Крестовский встретил меня на крыльце отделения и провел в кабинет, не в служебный, в домашний. По его деловитой резкости я понял — у него ко мне разговор, и, наверное, важный, и он почему-то спешит; и хотя я порядком был выбит из колеи визитом в больницу, все же не решился просить об отсрочке.

В кабинете он жестом пригласил меня к письменному столу и сел сам.

— У вас не болит голова?.. Странно… — Он достал из ящика пачку анальгина и сунул себе в рот таблетку, немного подумал, встал и принес из столовой начатую бутылку коньяка. Налив себе и мне, он, болезненно морщась, проглотил наконец таблетку и запил ее коньяком.

— Как вы нашли больную? — Он вытащил из кармана кителя записную книжку и теперь ее перелистывал, ища нужную страницу, — оттого вопрос прозвучал безразлично, как бы из вежливости, но я усвоил уже, что он ничего зря не спрашивает.

— Ужасно, — признался я откровенно, — никак в себя не приду.

Он это понял по-своему и, оторвавшись от записной книжки, налил рюмки снова.

— Вам диагноз известен? Якобы вирусный грипп… только они сами не знают… Ага, вот оно… — Он вырвал страничку из книжки и протянул мне; видимо, это у него от юридического факультета — манера подкреплять слова в разговоре записочками с какими-нибудь сведениями; значит, действительно, беседа серьезная.

Записка мне показалась совершенно загадочной — нацарапанный знакомым проволочным почерком список из шести фамилий: Совин, стало быть Одуванчик, сам Крестовский, моя фамилия и еще три незнакомые — две мужских и одна женская. У каждой из них, исключая мою и Крестовского, стояли карандашные птички.

— Кто такая Юсупова?

Поглядев на меня с крайним недоумением, он спрятал книжку в карман.

— Вот, вот… люди науки… связался с женщиной и даже фамилию узнать не удосужился!

— Вы-то, конечно, спросили бы сперва документы! — я съязвил механически, по привычному ходу мыслей, и тотчас пожалел об этом: слишком уж нервозно он выглядел и от реплики моей отмахнулся невеселой усмешкой.

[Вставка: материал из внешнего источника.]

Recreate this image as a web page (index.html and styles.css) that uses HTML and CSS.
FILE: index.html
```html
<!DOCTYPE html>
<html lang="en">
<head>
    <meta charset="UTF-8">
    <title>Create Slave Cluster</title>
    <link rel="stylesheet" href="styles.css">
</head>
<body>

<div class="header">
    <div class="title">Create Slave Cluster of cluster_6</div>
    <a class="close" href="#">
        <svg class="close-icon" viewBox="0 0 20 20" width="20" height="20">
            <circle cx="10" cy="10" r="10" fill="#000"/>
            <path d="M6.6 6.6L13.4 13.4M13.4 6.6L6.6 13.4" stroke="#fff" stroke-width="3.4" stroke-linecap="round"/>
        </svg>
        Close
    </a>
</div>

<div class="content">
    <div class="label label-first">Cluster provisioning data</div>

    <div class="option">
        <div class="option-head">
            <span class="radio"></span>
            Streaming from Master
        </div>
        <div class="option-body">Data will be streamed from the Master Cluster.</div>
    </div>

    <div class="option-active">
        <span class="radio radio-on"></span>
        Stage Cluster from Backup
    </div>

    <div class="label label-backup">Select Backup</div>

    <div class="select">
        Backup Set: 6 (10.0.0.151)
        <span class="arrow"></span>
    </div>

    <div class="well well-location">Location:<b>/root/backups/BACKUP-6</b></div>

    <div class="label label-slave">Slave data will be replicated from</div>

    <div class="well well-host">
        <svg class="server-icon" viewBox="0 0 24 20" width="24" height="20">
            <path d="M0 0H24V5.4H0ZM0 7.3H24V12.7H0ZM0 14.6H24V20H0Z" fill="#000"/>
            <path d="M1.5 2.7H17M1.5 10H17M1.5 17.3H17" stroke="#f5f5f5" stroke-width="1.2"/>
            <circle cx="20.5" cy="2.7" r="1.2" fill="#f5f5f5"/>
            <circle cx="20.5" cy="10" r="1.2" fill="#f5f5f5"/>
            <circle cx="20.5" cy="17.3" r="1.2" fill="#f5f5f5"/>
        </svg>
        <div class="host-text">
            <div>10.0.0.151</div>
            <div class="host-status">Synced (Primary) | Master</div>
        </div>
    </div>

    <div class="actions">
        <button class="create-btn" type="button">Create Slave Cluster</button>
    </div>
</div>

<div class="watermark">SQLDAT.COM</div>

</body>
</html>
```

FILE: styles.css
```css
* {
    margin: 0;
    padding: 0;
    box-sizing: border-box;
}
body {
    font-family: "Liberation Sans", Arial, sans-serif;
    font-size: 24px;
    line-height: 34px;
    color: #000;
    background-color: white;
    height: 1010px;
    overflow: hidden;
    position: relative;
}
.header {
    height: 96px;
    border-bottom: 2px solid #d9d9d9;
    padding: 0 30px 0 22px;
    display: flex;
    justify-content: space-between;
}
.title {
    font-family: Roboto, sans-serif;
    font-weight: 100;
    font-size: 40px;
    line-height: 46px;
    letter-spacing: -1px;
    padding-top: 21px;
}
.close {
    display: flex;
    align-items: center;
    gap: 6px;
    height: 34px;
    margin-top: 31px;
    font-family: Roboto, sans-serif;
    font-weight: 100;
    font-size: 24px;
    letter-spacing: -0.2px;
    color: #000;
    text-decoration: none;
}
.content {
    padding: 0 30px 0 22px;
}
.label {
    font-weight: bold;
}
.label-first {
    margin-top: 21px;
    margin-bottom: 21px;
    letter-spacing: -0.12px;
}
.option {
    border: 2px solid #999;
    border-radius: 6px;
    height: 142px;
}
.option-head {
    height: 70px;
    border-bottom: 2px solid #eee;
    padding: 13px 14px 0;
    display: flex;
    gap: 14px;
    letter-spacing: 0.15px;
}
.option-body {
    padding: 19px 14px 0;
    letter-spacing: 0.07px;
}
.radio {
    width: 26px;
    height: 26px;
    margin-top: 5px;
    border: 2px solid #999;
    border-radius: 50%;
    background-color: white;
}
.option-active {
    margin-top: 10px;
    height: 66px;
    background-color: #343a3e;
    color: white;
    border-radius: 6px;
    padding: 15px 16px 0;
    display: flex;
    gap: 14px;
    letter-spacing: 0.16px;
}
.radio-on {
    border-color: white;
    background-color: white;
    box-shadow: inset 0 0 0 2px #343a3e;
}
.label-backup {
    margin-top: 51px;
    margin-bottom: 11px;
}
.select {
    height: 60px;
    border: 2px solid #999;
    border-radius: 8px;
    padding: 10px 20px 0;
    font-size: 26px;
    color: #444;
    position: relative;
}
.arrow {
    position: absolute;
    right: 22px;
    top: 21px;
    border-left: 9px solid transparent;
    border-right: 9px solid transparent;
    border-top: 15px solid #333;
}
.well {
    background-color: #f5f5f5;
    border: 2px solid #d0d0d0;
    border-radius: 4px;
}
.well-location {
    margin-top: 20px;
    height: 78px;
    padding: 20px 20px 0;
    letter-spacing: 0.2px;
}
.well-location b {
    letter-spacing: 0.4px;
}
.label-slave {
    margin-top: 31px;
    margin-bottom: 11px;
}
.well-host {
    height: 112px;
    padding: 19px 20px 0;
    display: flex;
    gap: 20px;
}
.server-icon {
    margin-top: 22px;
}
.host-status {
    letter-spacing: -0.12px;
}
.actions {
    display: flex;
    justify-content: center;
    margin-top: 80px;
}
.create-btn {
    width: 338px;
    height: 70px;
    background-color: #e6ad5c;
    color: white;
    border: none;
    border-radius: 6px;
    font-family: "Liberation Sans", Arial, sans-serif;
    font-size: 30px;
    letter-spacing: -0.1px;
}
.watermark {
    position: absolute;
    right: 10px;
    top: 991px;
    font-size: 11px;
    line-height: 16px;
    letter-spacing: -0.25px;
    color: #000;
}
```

— Здесь шесть человек, все, кто были тогда на пустоши. Учитель в больнице, и от ран его вылечили — так он еще и заболел. Представьте, та же болезнь: вроде бы грипп, но не поддается лечению, не действуют ни инъекции, ничего. Правда, он сам выкарабкивается, пошел на поправку — то ли живучий, то ли просто везет человеку… Юсупову вы видели, у нее практически никаких шансов… Мой шофер, рядовой, — слег через неделю. Я его — в окружной госпиталь, потом диагноз запрашивал — само собой, вирусный грипп, состояние тяжелое… И наконец, сержант. Отпросился на пару дней, к родственникам, свадьба там, что ли, и вот его нет и нет — тоже заболел, в госпиталь переправили. Диагноз — вирусный грипп… Остаются еще двое — вы да я… У меня вот второй день голова болит, у них тоже болела… Я отправил доклад по начальству и еще — шифровку в Москву, есть у меня там знакомые в одном специальном отделе. Среагировали, требуют в область, срочно, сегодня же. Выпросил час на разговор с вами…

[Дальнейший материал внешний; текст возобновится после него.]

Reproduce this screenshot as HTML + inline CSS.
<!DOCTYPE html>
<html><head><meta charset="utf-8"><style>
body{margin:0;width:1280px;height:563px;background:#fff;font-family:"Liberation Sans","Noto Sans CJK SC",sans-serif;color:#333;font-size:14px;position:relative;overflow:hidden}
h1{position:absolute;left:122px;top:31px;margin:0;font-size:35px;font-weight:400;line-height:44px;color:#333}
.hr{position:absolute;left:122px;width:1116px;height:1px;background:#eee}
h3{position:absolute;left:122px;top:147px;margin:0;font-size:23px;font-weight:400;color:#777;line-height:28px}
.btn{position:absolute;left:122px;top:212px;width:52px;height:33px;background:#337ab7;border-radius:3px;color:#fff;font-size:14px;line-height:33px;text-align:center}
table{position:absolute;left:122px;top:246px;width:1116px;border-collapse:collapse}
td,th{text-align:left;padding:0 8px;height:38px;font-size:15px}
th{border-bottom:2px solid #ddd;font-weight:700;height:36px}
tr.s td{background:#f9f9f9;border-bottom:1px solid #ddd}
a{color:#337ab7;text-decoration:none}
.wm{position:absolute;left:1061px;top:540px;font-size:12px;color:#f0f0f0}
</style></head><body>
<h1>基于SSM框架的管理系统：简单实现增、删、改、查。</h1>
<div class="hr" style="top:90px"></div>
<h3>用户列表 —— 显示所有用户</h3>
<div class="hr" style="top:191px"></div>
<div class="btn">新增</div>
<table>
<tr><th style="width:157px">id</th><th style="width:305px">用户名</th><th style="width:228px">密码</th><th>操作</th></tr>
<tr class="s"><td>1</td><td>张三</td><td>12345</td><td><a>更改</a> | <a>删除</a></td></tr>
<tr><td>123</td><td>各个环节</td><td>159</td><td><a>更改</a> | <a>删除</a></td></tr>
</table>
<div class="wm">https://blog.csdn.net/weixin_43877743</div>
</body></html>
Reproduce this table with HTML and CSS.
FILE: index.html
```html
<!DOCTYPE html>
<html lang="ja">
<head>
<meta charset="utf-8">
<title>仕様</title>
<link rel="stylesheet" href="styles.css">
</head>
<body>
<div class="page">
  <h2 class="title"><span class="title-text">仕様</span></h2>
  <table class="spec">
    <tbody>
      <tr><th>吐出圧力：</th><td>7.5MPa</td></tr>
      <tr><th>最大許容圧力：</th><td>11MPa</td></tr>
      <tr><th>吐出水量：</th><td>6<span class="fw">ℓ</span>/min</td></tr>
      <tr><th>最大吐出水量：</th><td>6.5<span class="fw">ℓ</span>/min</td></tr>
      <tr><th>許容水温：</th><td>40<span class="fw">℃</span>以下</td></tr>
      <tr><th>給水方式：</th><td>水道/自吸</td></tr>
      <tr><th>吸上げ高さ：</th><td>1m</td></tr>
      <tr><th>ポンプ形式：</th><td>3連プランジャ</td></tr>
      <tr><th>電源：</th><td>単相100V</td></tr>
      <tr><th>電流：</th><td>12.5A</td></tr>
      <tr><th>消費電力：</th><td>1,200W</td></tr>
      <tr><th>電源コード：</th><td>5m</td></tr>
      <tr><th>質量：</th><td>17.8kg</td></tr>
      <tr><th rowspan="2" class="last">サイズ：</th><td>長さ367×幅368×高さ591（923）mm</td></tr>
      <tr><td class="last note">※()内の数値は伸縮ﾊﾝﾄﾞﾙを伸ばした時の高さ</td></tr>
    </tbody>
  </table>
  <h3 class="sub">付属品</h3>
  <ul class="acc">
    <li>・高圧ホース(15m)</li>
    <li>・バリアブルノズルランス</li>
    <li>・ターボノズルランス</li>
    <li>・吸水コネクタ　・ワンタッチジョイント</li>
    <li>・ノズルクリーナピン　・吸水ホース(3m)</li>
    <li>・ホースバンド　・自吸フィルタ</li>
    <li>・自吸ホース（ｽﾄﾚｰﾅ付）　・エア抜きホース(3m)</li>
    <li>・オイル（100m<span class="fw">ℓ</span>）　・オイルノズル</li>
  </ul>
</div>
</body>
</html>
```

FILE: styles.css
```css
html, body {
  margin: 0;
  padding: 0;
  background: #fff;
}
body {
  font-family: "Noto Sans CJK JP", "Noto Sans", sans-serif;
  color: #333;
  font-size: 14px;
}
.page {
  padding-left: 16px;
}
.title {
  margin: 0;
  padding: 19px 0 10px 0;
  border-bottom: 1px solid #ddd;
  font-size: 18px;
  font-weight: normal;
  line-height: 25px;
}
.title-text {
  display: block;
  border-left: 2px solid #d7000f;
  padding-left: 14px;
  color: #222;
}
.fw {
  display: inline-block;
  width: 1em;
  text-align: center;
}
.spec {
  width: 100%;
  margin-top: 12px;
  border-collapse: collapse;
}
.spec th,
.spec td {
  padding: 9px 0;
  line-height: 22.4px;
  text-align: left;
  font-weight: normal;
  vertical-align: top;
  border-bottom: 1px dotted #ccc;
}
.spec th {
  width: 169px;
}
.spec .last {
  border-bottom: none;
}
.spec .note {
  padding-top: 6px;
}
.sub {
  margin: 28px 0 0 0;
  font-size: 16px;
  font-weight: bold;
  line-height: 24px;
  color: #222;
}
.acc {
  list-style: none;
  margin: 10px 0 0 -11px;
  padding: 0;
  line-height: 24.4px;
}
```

Он замолчал, собираясь с мыслями для дальнейшего, по-видимому, сложного для него разговора, а я ощутил такое же неприятное сосущее чувство, как в начале беседы с Одуванчиком, той, самой первой, в подземном баре, но теперь я знал точно, что это за чувство — предощущение вторжения в жизнь чего-то беспокойного и нелепого. Он сидел, немного ссутулившись, и я стал над его головой смотреть в окно; над каштанами небо сделалось прозрачным, и голоса с улицы доносились уже по-вечернему — отдельные негромкие фразы, словно сами по себе, без людей, плывущие вдоль бульвара.